## WRITTEN PROBLEM
The lines to reproduce run from the first one through the line containing "React.ReactNode; rows: string[];". Reproduce them exactly.
BEGIN
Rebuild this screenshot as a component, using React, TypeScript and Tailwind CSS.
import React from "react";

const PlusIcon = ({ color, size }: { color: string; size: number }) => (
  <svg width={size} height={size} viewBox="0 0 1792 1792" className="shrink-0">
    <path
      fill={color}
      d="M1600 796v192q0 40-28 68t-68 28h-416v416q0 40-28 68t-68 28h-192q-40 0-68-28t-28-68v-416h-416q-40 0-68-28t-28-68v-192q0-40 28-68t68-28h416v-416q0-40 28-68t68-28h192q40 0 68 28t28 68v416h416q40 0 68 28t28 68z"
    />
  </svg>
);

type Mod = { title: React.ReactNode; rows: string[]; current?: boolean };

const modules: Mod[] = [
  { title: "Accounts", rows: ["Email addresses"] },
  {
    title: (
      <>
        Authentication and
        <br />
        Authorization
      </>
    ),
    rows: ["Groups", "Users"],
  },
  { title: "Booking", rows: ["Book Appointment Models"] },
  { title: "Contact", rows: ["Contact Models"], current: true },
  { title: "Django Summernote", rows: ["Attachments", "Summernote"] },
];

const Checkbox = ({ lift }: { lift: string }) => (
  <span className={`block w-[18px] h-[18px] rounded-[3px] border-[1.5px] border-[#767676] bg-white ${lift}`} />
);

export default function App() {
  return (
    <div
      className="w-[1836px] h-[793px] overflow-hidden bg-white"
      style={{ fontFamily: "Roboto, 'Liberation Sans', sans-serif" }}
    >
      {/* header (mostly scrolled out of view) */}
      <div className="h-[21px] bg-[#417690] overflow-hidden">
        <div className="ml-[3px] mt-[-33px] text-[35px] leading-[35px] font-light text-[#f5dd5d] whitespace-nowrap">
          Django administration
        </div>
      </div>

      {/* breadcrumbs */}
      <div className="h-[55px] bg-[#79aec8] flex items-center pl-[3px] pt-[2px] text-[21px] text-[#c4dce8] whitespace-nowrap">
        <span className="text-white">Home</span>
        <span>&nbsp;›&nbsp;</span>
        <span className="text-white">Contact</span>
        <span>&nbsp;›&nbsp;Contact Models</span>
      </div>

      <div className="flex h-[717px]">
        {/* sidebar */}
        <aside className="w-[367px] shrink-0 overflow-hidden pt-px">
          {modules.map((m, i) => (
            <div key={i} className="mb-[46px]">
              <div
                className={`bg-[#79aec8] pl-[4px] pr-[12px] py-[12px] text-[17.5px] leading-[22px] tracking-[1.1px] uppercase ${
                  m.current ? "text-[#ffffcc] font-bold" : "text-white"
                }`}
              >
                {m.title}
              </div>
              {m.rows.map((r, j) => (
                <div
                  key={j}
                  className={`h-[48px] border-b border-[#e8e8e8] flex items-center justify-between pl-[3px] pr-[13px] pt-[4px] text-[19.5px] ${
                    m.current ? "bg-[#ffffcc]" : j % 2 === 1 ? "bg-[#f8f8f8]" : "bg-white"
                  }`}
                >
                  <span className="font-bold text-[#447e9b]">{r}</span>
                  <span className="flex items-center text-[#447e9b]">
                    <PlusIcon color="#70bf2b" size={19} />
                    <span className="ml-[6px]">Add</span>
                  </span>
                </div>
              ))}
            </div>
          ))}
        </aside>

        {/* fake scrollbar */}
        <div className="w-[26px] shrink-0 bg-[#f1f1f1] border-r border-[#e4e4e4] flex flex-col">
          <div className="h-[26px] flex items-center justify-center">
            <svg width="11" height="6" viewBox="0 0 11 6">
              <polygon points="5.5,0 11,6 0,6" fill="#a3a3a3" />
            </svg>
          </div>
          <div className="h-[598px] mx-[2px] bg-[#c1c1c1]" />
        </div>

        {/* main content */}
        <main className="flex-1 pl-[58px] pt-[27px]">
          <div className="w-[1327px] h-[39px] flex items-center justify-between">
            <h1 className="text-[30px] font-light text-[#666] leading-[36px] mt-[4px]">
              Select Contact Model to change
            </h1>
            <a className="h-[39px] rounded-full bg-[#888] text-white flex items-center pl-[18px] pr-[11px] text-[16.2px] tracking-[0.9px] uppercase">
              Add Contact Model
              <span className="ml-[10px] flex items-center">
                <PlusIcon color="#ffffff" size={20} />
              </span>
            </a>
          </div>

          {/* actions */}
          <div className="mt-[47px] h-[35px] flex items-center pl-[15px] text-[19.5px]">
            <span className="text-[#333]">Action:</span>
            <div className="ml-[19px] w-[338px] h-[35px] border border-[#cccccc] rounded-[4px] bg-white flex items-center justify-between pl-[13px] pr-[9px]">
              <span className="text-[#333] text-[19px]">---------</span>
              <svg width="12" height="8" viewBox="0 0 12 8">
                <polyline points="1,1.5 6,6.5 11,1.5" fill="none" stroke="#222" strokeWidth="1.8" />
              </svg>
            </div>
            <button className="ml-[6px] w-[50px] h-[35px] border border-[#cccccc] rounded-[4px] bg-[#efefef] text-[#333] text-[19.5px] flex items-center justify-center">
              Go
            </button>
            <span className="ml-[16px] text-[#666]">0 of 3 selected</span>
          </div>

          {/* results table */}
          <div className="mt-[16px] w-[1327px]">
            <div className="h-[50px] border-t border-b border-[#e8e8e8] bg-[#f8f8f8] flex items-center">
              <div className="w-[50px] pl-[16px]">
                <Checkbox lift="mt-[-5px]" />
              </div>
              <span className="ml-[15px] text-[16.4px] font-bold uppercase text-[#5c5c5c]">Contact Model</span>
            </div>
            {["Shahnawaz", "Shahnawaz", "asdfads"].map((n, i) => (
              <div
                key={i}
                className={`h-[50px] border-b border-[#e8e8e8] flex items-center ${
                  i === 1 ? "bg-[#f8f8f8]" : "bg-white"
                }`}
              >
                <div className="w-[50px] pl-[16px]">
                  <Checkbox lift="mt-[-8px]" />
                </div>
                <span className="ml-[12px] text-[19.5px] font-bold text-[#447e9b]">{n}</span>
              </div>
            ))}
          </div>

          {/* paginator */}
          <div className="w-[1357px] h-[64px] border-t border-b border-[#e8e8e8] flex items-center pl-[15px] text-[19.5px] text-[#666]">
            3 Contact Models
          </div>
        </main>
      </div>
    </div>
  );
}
END
## PROBLEM SOLUTION
Rebuild this screenshot as a component, using React, TypeScript and Tailwind CSS.
import React from "react";

const PlusIcon = ({ color, size }: { color: string; size: number }) => (
  <svg width={size} height={size} viewBox="0 0 1792 1792" className="shrink-0">
    <path
      fill={color}
      d="M1600 796v192q0 40-28 68t-68 28h-416v416q0 40-28 68t-68 28h-192q-40 0-68-28t-28-68v-416h-416q-40 0-68-28t-28-68v-192q0-40 28-68t68-28h416v-416q0-40 28-68t68-28h192q40 0 68 28t28 68v416h416q40 0 68 28t28 68z"
    />
  </svg>
);

type Mod = { title: React.ReactNode; rows: string[]; current?: boolean };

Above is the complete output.